● PROVIDED MATERIAL:
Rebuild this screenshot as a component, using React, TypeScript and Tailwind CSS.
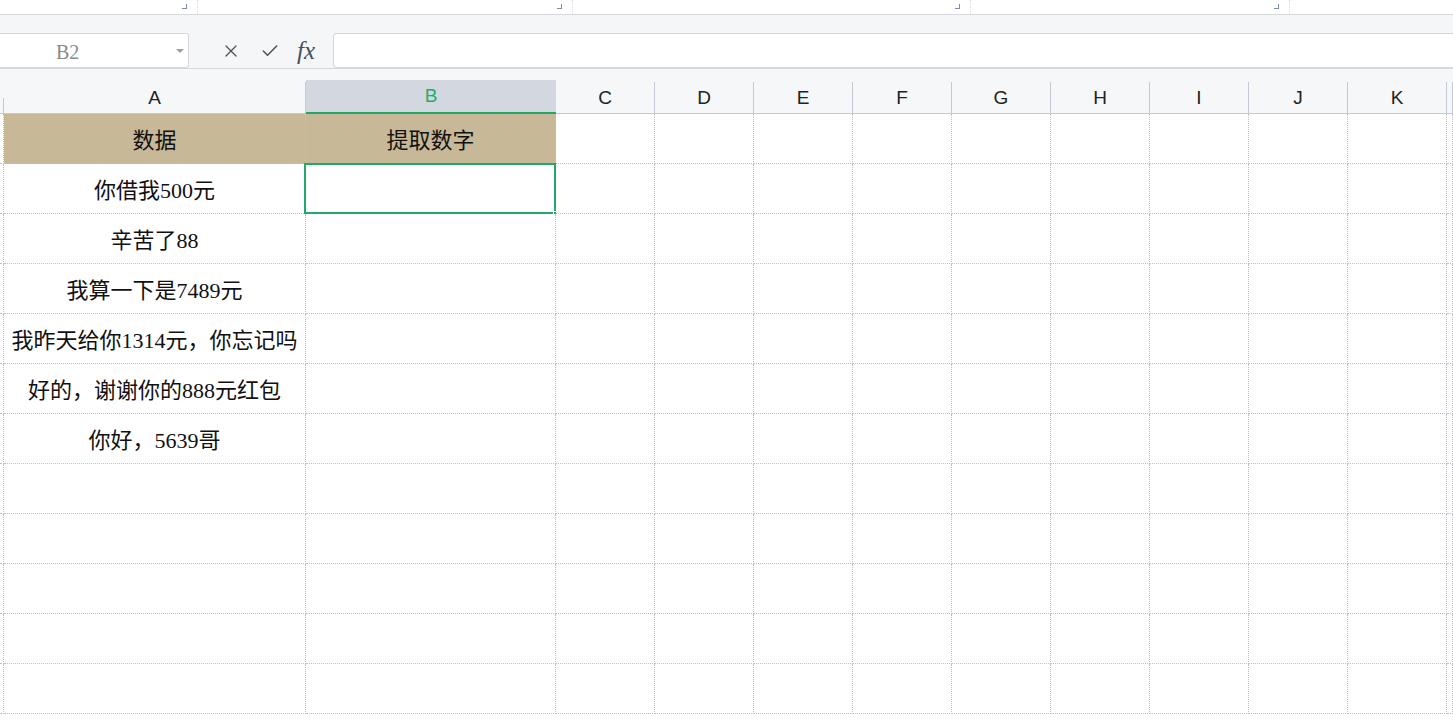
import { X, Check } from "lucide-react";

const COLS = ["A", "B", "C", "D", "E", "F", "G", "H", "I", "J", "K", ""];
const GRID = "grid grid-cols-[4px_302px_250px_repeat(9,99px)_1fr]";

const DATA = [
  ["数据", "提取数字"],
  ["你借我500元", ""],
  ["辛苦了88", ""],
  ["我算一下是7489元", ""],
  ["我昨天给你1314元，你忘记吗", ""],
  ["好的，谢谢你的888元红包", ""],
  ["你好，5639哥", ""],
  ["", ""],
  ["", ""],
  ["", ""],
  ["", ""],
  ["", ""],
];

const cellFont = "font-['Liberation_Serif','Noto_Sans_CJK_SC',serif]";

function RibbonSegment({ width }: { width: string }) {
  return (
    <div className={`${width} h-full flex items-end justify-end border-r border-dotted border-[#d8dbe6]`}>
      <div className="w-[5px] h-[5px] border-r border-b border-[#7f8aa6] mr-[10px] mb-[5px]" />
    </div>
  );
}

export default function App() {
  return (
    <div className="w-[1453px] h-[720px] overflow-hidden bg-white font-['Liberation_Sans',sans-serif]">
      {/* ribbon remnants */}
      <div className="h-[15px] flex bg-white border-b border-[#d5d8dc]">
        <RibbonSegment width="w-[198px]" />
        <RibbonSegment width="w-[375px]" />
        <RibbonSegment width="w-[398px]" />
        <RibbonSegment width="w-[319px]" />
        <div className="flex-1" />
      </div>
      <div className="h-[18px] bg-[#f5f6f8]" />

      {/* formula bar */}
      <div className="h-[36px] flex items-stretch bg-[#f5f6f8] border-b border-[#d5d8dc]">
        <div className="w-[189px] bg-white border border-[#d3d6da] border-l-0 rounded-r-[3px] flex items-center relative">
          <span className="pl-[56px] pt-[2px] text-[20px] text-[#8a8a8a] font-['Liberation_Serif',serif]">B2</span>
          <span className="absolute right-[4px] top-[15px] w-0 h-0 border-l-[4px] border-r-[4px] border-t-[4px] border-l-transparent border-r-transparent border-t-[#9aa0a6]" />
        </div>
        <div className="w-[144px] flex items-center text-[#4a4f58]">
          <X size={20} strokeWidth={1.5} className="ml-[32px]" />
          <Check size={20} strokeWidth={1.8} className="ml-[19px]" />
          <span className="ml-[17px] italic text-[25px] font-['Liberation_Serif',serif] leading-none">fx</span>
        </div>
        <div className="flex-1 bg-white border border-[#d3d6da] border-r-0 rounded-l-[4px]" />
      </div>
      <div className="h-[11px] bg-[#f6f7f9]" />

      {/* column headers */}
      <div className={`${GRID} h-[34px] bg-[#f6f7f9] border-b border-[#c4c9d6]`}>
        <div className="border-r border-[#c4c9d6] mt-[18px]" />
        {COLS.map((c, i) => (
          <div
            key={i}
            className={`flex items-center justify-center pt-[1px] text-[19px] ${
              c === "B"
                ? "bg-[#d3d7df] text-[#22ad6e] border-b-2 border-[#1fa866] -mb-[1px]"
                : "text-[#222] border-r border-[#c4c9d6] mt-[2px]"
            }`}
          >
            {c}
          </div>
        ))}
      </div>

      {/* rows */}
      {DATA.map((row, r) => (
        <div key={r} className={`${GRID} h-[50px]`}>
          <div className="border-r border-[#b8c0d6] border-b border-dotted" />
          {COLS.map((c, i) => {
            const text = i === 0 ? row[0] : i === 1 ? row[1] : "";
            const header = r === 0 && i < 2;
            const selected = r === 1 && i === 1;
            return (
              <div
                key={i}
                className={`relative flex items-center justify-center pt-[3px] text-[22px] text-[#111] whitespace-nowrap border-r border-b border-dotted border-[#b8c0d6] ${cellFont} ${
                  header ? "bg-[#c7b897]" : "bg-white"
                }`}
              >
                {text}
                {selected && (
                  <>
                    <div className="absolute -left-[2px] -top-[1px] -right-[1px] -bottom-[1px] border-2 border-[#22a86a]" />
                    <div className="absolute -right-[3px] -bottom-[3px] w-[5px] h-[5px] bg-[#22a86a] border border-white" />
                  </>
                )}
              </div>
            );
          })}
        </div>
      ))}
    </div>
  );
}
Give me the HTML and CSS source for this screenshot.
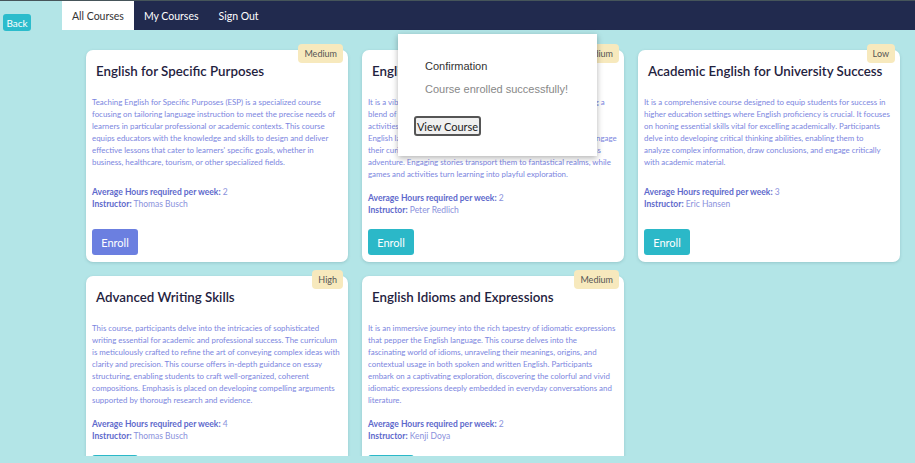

● WHAT IS REQUIRED:
Set the listing down in full and exactly. Pictures within it should not appear in the copy.

● WRITTEN RESPONSE:
Rebuild this screenshot as a component, using React, TypeScript and Tailwind CSS.
import { X, Check } from "lucide-react";

const COLS = ["A", "B", "C", "D", "E", "F", "G", "H", "I", "J", "K", ""];
const GRID = "grid grid-cols-[4px_302px_250px_repeat(9,99px)_1fr]";

const DATA = [
  ["数据", "提取数字"],
  ["你借我500元", ""],
  ["辛苦了88", ""],
  ["我算一下是7489元", ""],
  ["我昨天给你1314元，你忘记吗", ""],
  ["好的，谢谢你的888元红包", ""],
  ["你好，5639哥", ""],
  ["", ""],
  ["", ""],
  ["", ""],
  ["", ""],
  ["", ""],
];

const cellFont = "font-['Liberation_Serif','Noto_Sans_CJK_SC',serif]";

function RibbonSegment({ width }: { width: string }) {
  return (
    <div className={`${width} h-full flex items-end justify-end border-r border-dotted border-[#d8dbe6]`}>
      <div className="w-[5px] h-[5px] border-r border-b border-[#7f8aa6] mr-[10px] mb-[5px]" />
    </div>
  );
}

export default function App() {
  return (
    <div className="w-[1453px] h-[720px] overflow-hidden bg-white font-['Liberation_Sans',sans-serif]">
      {/* ribbon remnants */}
      <div className="h-[15px] flex bg-white border-b border-[#d5d8dc]">
        <RibbonSegment width="w-[198px]" />
        <RibbonSegment width="w-[375px]" />
        <RibbonSegment width="w-[398px]" />
        <RibbonSegment width="w-[319px]" />
        <div className="flex-1" />
      </div>
      <div className="h-[18px] bg-[#f5f6f8]" />

      {/* formula bar */}
      <div className="h-[36px] flex items-stretch bg-[#f5f6f8] border-b border-[#d5d8dc]">
        <div className="w-[189px] bg-white border border-[#d3d6da] border-l-0 rounded-r-[3px] flex items-center relative">
          <span className="pl-[56px] pt-[2px] text-[20px] text-[#8a8a8a] font-['Liberation_Serif',serif]">B2</span>
          <span className="absolute right-[4px] top-[15px] w-0 h-0 border-l-[4px] border-r-[4px] border-t-[4px] border-l-transparent border-r-transparent border-t-[#9aa0a6]" />
        </div>
        <div className="w-[144px] flex items-center text-[#4a4f58]">
          <X size={20} strokeWidth={1.5} className="ml-[32px]" />
          <Check size={20} strokeWidth={1.8} className="ml-[19px]" />
          <span className="ml-[17px] italic text-[25px] font-['Liberation_Serif',serif] leading-none">fx</span>
        </div>
        <div className="flex-1 bg-white border border-[#d3d6da] border-r-0 rounded-l-[4px]" />
      </div>
      <div className="h-[11px] bg-[#f6f7f9]" />

      {/* column headers */}
      <div className={`${GRID} h-[34px] bg-[#f6f7f9] border-b border-[#c4c9d6]`}>
        <div className="border-r border-[#c4c9d6] mt-[18px]" />
        {COLS.map((c, i) => (
          <div
            key={i}
            className={`flex items-center justify-center pt-[1px] text-[19px] ${
              c === "B"
                ? "bg-[#d3d7df] text-[#22ad6e] border-b-2 border-[#1fa866] -mb-[1px]"
                : "text-[#222] border-r border-[#c4c9d6] mt-[2px]"
            }`}
          >
            {c}
          </div>
        ))}
      </div>

      {/* rows */}
      {DATA.map((row, r) => (
        <div key={r} className={`${GRID} h-[50px]`}>
          <div className="border-r border-[#b8c0d6] border-b border-dotted" />
          {COLS.map((c, i) => {
            const text = i === 0 ? row[0] : i === 1 ? row[1] : "";
            const header = r === 0 && i < 2;
            const selected = r === 1 && i === 1;
            return (
              <div
                key={i}
                className={`relative flex items-center justify-center pt-[3px] text-[22px] text-[#111] whitespace-nowrap border-r border-b border-dotted border-[#b8c0d6] ${cellFont} ${
                  header ? "bg-[#c7b897]" : "bg-white"
                }`}
              >
                {text}
                {selected && (
                  <>
                    <div className="absolute -left-[2px] -top-[1px] -right-[1px] -bottom-[1px] border-2 border-[#22a86a]" />
                    <div className="absolute -right-[3px] -bottom-[3px] w-[5px] h-[5px] bg-[#22a86a] border border-white" />
                  </>
                )}
              </div>
            );
          })}
        </div>
      ))}
    </div>
  );
}
Give me the HTML and CSS source for this screenshot.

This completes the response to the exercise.